[What the exercise asks]: Copy out all the lines exactly. Omit pictures.
-------- Supplied information --------
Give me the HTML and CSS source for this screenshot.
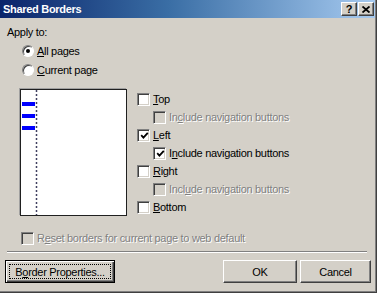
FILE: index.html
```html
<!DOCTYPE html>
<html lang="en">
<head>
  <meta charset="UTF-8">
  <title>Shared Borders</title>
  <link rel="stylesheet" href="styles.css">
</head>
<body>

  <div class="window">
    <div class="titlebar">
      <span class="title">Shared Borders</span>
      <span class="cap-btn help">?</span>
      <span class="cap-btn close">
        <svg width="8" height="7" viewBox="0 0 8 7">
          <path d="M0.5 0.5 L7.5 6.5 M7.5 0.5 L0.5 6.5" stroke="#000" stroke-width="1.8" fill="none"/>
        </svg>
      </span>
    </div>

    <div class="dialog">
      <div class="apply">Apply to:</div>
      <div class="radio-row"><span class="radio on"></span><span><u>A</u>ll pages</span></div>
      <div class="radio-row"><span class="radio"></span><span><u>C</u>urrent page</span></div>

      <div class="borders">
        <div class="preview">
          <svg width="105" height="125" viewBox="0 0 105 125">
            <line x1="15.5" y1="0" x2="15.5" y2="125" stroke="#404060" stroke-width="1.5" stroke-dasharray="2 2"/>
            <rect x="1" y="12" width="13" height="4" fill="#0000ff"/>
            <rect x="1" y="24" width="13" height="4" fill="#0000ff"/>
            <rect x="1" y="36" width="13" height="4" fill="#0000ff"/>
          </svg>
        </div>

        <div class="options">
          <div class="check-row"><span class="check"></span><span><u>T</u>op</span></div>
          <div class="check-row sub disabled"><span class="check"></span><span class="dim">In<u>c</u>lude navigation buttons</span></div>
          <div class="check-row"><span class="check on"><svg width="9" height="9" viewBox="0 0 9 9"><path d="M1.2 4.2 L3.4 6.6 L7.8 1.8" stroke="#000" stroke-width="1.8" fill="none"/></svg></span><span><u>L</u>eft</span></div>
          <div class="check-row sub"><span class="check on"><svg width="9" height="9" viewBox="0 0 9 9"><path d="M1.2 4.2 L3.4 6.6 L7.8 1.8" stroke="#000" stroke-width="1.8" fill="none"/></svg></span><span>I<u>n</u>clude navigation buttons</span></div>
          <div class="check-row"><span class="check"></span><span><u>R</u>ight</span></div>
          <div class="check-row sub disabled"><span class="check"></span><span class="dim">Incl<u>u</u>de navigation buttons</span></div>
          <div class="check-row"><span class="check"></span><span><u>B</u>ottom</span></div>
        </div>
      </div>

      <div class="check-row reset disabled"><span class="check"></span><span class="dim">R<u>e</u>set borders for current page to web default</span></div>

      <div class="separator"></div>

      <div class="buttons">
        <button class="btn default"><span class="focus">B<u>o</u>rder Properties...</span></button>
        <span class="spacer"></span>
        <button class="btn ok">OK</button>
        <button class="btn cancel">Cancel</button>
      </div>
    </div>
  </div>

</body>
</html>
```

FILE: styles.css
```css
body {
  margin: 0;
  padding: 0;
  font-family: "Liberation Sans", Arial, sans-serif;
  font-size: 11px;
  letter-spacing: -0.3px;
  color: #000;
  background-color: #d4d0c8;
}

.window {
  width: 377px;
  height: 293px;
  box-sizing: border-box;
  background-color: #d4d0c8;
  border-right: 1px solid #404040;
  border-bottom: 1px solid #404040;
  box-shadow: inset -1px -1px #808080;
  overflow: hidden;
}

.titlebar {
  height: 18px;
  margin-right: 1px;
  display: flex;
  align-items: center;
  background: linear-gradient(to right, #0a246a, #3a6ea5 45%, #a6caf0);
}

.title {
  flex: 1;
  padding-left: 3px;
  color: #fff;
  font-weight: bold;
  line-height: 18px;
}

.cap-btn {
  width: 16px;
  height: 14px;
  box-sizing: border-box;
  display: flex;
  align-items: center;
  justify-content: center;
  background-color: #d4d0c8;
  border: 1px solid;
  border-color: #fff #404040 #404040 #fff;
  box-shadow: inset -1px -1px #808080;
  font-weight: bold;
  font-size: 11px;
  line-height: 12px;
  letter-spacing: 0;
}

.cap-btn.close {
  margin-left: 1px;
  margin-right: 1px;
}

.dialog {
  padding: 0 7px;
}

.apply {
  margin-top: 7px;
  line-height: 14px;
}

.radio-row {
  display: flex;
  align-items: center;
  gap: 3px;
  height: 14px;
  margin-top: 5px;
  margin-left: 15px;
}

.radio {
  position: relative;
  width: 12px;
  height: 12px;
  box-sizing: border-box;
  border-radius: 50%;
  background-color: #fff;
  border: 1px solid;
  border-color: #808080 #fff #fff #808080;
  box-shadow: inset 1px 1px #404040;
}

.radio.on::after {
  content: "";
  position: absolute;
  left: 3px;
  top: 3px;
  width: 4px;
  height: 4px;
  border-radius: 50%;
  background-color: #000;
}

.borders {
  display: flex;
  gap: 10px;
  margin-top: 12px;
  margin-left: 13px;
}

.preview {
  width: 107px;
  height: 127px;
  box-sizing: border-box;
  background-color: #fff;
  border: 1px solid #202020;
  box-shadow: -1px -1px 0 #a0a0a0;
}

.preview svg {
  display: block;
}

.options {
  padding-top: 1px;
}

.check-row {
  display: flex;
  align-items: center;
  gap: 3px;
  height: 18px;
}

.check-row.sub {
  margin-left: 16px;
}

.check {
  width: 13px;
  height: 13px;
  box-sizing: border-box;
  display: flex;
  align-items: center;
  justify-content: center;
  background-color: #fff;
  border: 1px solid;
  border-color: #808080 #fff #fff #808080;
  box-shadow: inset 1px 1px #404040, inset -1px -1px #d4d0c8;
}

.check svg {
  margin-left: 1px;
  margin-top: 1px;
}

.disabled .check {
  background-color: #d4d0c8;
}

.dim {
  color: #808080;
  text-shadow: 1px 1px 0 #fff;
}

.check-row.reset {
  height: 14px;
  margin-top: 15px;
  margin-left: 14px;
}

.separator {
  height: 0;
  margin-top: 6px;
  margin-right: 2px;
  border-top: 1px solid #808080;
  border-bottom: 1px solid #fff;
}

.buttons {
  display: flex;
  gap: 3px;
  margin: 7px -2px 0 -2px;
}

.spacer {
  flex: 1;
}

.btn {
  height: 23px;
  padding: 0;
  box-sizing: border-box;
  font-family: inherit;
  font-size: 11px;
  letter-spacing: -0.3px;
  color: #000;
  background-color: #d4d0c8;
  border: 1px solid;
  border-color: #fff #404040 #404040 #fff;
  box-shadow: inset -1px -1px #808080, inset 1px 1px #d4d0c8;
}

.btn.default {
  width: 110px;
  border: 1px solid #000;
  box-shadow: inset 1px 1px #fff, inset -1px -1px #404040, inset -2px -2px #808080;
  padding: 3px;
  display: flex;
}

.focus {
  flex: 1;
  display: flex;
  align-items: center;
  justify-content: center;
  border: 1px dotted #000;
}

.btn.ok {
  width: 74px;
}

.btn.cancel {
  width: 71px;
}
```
--------
[Solution to this task]:
Give me the HTML and CSS source for this screenshot.
FILE: index.html
```html
<!DOCTYPE html>
<html lang="en">
<head>
  <meta charset="UTF-8">
  <title>Shared Borders</title>
  <link rel="stylesheet" href="styles.css">
</head>
<body>

  <div class="window">
    <div class="titlebar">
      <span class="title">Shared Borders</span>
      <span class="cap-btn help">?</span>
      <span class="cap-btn close">
        <svg width="8" height="7" viewBox="0 0 8 7">
          <path d="M0.5 0.5 L7.5 6.5 M7.5 0.5 L0.5 6.5" stroke="#000" stroke-width="1.8" fill="none"/>
        </svg>
      </span>
    </div>

    <div class="dialog">
      <div class="apply">Apply to:</div>
      <div class="radio-row"><span class="radio on"></span><span><u>A</u>ll pages</span></div>
      <div class="radio-row"><span class="radio"></span><span><u>C</u>urrent page</span></div>

      <div class="borders">
        <div class="preview">
          <svg width="105" height="125" viewBox="0 0 105 125">
            <line x1="15.5" y1="0" x2="15.5" y2="125" stroke="#404060" stroke-width="1.5" stroke-dasharray="2 2"/>
            <rect x="1" y="12" width="13" height="4" fill="#0000ff"/>
            <rect x="1" y="24" width="13" height="4" fill="#0000ff"/>
            <rect x="1" y="36" width="13" height="4" fill="#0000ff"/>
          </svg>
        </div>

        <div class="options">
          <div class="check-row"><span class="check"></span><span><u>T</u>op</span></div>
          <div class="check-row sub disabled"><span class="check"></span><span class="dim">In<u>c</u>lude navigation buttons</span></div>
          <div class="check-row"><span class="check on"><svg width="9" height="9" viewBox="0 0 9 9"><path d="M1.2 4.2 L3.4 6.6 L7.8 1.8" stroke="#000" stroke-width="1.8" fill="none"/></svg></span><span><u>L</u>eft</span></div>
          <div class="check-row sub"><span class="check on"><svg width="9" height="9" viewBox="0 0 9 9"><path d="M1.2 4.2 L3.4 6.6 L7.8 1.8" stroke="#000" stroke-width="1.8" fill="none"/></svg></span><span>I<u>n</u>clude navigation buttons</span></div>
          <div class="check-row"><span class="check"></span><span><u>R</u>ight</span></div>
          <div class="check-row sub disabled"><span class="check"></span><span class="dim">Incl<u>u</u>de navigation buttons</span></div>
          <div class="check-row"><span class="check"></span><span><u>B</u>ottom</span></div>
        </div>
      </div>

      <div class="check-row reset disabled"><span class="check"></span><span class="dim">R<u>e</u>set borders for current page to web default</span></div>

      <div class="separator"></div>

      <div class="buttons">
        <button class="btn default"><span class="focus">B<u>o</u>rder Properties...</span></button>
        <span class="spacer"></span>
        <button class="btn ok">OK</button>
        <button class="btn cancel">Cancel</button>
      </div>
    </div>
  </div>

</body>
</html>
```

FILE: styles.css
```css
body {
  margin: 0;
  padding: 0;
  font-family: "Liberation Sans", Arial, sans-serif;
  font-size: 11px;
  letter-spacing: -0.3px;
  color: #000;
  background-color: #d4d0c8;
}

.window {
  width: 377px;
  height: 293px;
  box-sizing: border-box;
  background-color: #d4d0c8;
  border-right: 1px solid #404040;
  border-bottom: 1px solid #404040;
  box-shadow: inset -1px -1px #808080;
  overflow: hidden;
}

.titlebar {
  height: 18px;
  margin-right: 1px;
  display: flex;
  align-items: center;
  background: linear-gradient(to right, #0a246a, #3a6ea5 45%, #a6caf0);
}

.title {
  flex: 1;
  padding-left: 3px;
  color: #fff;
  font-weight: bold;
  line-height: 18px;
}

.cap-btn {
  width: 16px;
  height: 14px;
  box-sizing: border-box;
  display: flex;
  align-items: center;
  justify-content: center;
  background-color: #d4d0c8;
  border: 1px solid;
  border-color: #fff #404040 #404040 #fff;
  box-shadow: inset -1px -1px #808080;
  font-weight: bold;
  font-size: 11px;
  line-height: 12px;
  letter-spacing: 0;
}

.cap-btn.close {
  margin-left: 1px;
  margin-right: 1px;
}

.dialog {
  padding: 0 7px;
}

.apply {
  margin-top: 7px;
  line-height: 14px;
}

.radio-row {
  display: flex;
  align-items: center;
  gap: 3px;
  height: 14px;
  margin-top: 5px;
  margin-left: 15px;
}

.radio {
  position: relative;
  width: 12px;
  height: 12px;
  box-sizing: border-box;
  border-radius: 50%;
  background-color: #fff;
  border: 1px solid;
  border-color: #808080 #fff #fff #808080;
  box-shadow: inset 1px 1px #404040;
}

.radio.on::after {
  content: "";
  position: absolute;
  left: 3px;
  top: 3px;
  width: 4px;
  height: 4px;
  border-radius: 50%;
  background-color: #000;
}

.borders {
  display: flex;
  gap: 10px;
  margin-top: 12px;
  margin-left: 13px;
}

.preview {
  width: 107px;
  height: 127px;
  box-sizing: border-box;
  background-color: #fff;
  border: 1px solid #202020;
  box-shadow: -1px -1px 0 #a0a0a0;
}

.preview svg {
  display: block;
}

.options {
  padding-top: 1px;
}

.check-row {
  display: flex;
  align-items: center;
  gap: 3px;
  height: 18px;
}

.check-row.sub {
  margin-left: 16px;
}

.check {
  width: 13px;
  height: 13px;
  box-sizing: border-box;
  display: flex;
  align-items: center;
  justify-content: center;
  background-color: #fff;
  border: 1px solid;
  border-color: #808080 #fff #fff #808080;
  box-shadow: inset 1px 1px #404040, inset -1px -1px #d4d0c8;
}

.check svg {
  margin-left: 1px;
  margin-top: 1px;
}

.disabled .check {
  background-color: #d4d0c8;
}

.dim {
  color: #808080;
  text-shadow: 1px 1px 0 #fff;
}

.check-row.reset {
  height: 14px;
  margin-top: 15px;
  margin-left: 14px;
}

.separator {
  height: 0;
  margin-top: 6px;
  margin-right: 2px;
  border-top: 1px solid #808080;
  border-bottom: 1px solid #fff;
}

.buttons {
  display: flex;
  gap: 3px;
  margin: 7px -2px 0 -2px;
}

.spacer {
  flex: 1;
}

.btn {
  height: 23px;
  padding: 0;
  box-sizing: border-box;
  font-family: inherit;
  font-size: 11px;
  letter-spacing: -0.3px;
  color: #000;
  background-color: #d4d0c8;
  border: 1px solid;
  border-color: #fff #404040 #404040 #fff;
  box-shadow: inset -1px -1px #808080, inset 1px 1px #d4d0c8;
}

.btn.default {
  width: 110px;
  border: 1px solid #000;
  box-shadow: inset 1px 1px #fff, inset -1px -1px #404040, inset -2px -2px #808080;
  padding: 3px;
  display: flex;
}

.focus {
  flex: 1;
  display: flex;
  align-items: center;
  justify-content: center;
  border: 1px dotted #000;
}

.btn.ok {
  width: 74px;
}

.btn.cancel {
  width: 71px;
}
```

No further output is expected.